Since then, China’s war on crypto mining seems to be in full swing. In June, some notable crypto mining hubs in the province of Xinjiang were ordered to shut down. As were all crypto miners in the province of Qinghai. As Chinese local media reported in July, several local governments across the country are currently taking action against cryptocurrency mining firms.

Major outlets such as CNBC noted that China’s actions against crypto have, in the past, softened somewhat in the months that followed an initial crackdown. However, many pundits seem determined that this time may represent a severance that would be hard to recover from. As Bloomberg recently reported, the country’s mining farms are trying to find ways to either pivot into alternative money making avenues or relocate out of mainland China entirely—a process which would be difficult to reverse.

Potential justifications for China’s most recent actions against crypto and cryptocurrency mining differ across various sources. Some cite mining as being an easy target of China’s attempt to reach carbon neutrality due to the process’ extreme energy consumption, while others are quick to point out that China’s own digital currency, the Digital Yuan, is on the near horizon. Other potential justifications include the fact that this may merely be Chinese officials placing the final nail in a coffin that it has long sought to bury crypto in. Of course, the real reason could lie somewhere in the middle of these motivations.
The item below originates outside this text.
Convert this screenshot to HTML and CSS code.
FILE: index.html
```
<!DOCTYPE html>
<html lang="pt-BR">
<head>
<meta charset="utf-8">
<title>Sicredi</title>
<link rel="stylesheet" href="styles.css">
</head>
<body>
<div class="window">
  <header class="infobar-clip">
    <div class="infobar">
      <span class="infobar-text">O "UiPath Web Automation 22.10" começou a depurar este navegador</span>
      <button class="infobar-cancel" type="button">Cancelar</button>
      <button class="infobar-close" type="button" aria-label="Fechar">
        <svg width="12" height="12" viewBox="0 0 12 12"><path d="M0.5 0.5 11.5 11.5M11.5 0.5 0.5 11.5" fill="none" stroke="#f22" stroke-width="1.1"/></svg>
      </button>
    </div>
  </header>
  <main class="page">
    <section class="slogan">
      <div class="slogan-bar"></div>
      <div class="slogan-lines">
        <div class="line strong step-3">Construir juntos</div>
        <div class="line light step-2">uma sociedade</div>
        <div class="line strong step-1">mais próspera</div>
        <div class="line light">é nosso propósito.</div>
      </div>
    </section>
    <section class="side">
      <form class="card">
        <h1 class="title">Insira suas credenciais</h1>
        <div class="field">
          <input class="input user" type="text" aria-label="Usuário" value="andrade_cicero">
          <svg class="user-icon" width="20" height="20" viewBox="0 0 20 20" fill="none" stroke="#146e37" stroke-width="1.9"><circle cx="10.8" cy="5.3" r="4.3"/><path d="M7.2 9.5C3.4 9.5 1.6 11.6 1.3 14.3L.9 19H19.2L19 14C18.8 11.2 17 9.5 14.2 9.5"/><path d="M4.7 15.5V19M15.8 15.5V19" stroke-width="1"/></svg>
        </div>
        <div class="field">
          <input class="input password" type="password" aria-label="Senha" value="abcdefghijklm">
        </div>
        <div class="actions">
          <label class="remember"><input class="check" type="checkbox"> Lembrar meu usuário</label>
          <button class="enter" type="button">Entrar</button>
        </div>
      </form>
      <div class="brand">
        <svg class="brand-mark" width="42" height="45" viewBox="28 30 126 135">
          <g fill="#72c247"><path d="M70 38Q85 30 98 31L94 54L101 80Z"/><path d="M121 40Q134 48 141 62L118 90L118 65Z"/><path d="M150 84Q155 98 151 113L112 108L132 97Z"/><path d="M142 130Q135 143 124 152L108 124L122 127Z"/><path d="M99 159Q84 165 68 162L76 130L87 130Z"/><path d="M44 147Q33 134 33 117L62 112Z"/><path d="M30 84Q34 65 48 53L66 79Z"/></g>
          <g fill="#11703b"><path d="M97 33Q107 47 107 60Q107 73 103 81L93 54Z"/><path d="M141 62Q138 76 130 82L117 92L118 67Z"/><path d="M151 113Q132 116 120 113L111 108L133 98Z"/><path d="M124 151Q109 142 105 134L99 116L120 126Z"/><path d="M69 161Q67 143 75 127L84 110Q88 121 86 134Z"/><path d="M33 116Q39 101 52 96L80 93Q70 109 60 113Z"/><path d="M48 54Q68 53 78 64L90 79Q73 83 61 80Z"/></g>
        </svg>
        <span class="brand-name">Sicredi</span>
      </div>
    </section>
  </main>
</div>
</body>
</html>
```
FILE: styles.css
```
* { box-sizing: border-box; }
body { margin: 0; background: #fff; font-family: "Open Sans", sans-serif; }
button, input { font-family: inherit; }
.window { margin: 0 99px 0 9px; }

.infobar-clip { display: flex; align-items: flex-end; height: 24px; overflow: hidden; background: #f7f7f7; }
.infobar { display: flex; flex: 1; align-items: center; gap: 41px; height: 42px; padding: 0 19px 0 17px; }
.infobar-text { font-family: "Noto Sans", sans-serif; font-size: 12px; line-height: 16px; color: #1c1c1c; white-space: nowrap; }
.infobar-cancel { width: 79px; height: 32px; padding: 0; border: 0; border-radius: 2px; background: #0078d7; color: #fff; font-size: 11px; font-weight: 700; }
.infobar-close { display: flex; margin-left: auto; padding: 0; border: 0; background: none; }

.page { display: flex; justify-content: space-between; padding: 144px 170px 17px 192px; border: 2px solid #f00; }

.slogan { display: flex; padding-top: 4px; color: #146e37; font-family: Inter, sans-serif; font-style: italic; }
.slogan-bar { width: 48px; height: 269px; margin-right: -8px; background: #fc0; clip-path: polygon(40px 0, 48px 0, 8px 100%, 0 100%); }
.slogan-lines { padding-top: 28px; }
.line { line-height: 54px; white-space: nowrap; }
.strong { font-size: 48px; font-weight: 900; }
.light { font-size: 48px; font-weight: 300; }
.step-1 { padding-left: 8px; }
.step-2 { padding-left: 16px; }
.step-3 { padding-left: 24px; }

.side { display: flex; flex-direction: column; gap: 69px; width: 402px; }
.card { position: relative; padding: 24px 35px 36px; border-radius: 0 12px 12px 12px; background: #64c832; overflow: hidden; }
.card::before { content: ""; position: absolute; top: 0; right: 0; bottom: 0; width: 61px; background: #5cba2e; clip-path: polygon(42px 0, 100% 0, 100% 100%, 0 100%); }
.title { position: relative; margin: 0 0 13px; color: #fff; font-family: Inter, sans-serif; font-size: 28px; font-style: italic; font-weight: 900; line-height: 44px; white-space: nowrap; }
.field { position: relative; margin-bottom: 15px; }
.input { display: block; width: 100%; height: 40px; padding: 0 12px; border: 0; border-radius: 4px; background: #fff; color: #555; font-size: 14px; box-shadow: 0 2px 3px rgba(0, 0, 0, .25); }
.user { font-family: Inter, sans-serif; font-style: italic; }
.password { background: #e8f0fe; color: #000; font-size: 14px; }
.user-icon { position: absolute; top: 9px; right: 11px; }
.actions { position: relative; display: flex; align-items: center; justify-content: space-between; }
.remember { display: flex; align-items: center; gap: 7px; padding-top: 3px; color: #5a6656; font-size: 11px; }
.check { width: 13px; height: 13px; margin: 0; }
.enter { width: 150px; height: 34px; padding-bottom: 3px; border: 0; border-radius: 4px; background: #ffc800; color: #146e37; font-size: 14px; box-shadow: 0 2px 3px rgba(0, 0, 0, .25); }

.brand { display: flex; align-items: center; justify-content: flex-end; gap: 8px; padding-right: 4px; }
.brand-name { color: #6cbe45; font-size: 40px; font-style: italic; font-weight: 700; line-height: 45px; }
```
Regardless, with the launch of its own central bank digital currency, China currently has little reason to reverse its recent decisions. After all, it may finally be on the cusp of its desired outcome: getting to reap the benefits of blockchain technology for cross-border payments without the decentralization and autonomy that comes with cryptocurrencies like Bitcoin getting in the way.

Even as China seemingly cements itself firmly in the “won’t they” phase of its relationship with crypto adoption, the country’s ability to grab the attention of the global public is unmatched—like all too many of our favorite TV couples. For now, however, it is hard to imagine China and crypto getting back together any time soon.